O bloqueio das emendas suspeitas não foi uma ação isolada do ministro Flávio Dino, posteriormente chancelada pelos demais integrantes da Corte Suprema. Foi, antes de tudo, o atendimento de uma demanda da sociedade
Foram ações movidas por entidades como a Associação Brasileira de Jornalismo Investigativo (Abraji) que levaram o Supremo Tribunal Federal a suspender temporariamente a farra das emendas, provocando o litígio e o acordo por mais transparência e correção no uso de verbas orçamentárias. .
É um exemplo claro de que os brasileiros precisam se habituar a fazer uso dos instrumentos democráticos disponíveis para fiscalizar e aperfeiçoar o funcionamento das instituições públicas. Não basta participar do processo de escolha de representantes, ainda que o voto seja o mecanismo mais visível e consequente para a seleção de governantes e agentes públicos efetivamente comprometidos com os interesses da população.
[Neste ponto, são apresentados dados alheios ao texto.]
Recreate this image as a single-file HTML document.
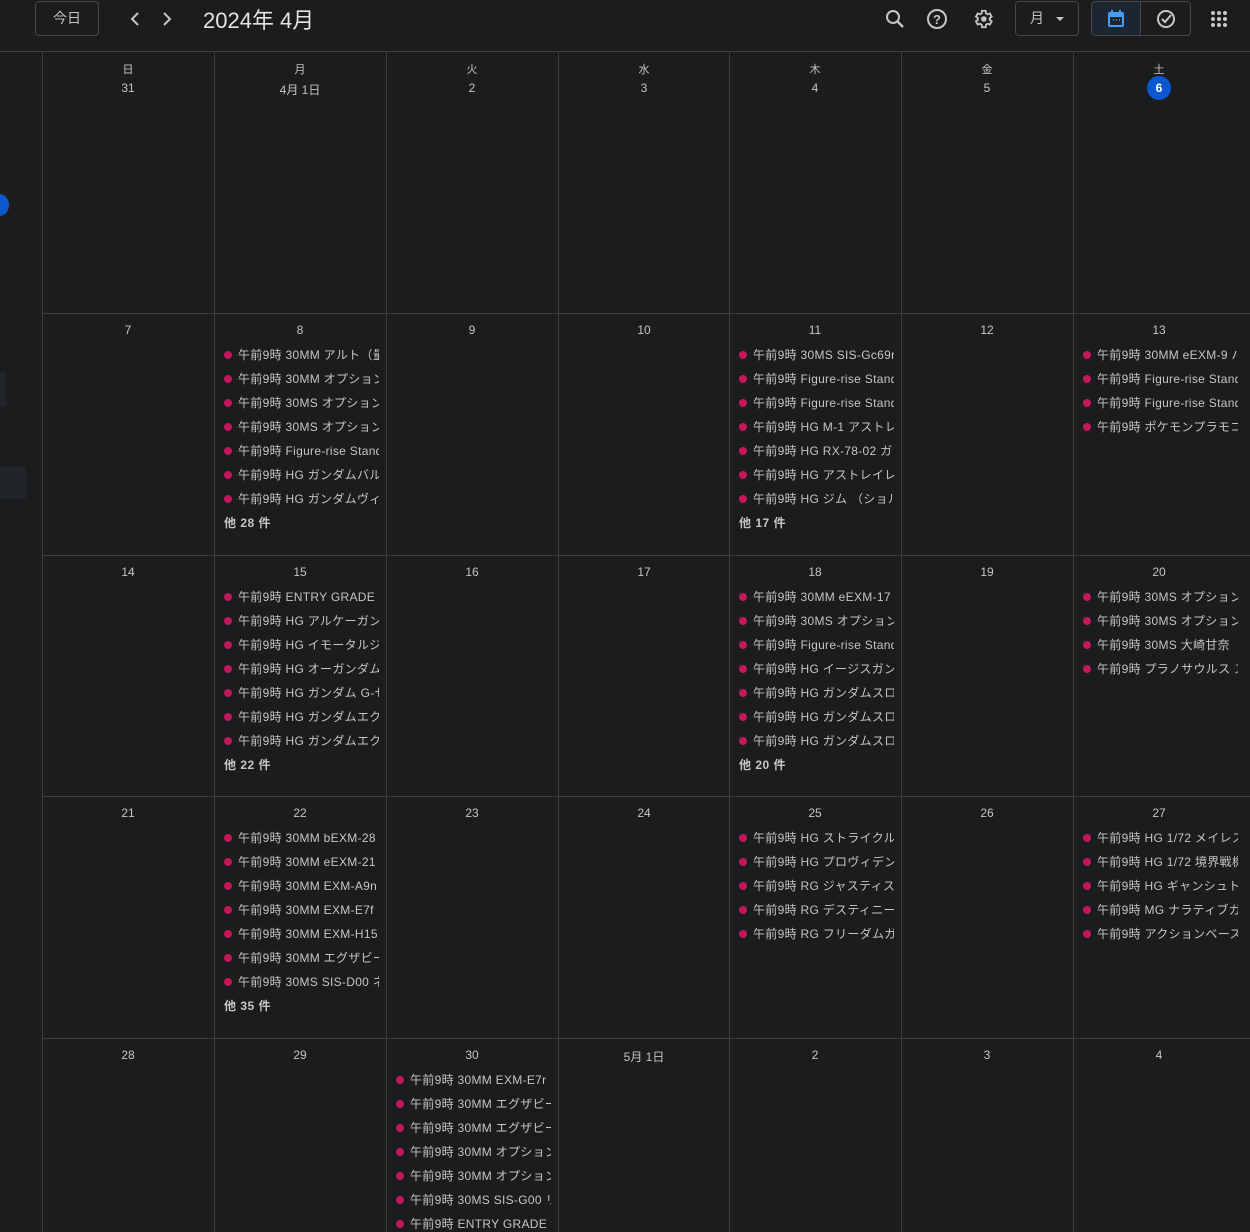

Há vários outros caminhos para a participação popular na administração pública.
O primeiro deles é a busca de informação adequada sobre o funcionamento das instituições e sobre os serviços existentes. A Lei de Acesso à Informação, vigente desde maio de 2012, institui como princípio fundamental que o acesso à informação pública pelos cidadãos deve ser regra no país, sendo o sigilo somente uma exceção para casos bem definidos pela legislação. Como todos os poderes da República são obrigados a disponibilizar portais de transparência acessíveis à população, em todos os níveis da administração, os dois instrumentos podem ser utilizados pelos contribuintes para acompanhar gastos e investimentos de seus representantes.
Além disso, os órgãos de controle interno da administração pública, especialmente os tribunais de contas, também podem ser acionados pelos cidadãos para que exerçam o seu papel constitucional de fiscalizar a legalidade, a impessoalidade, a moralidade, a publicidade e a eficiência da máquina administrativa. Por fim, há o Judiciário como poder constitucional legitimado para controlar a legalidade de atos administrativos — como ocorreu agora por demanda de entidades organizadas para expressar o poder dos cidadãos de fiscalizar seus representantes políticos numa democracia sólida.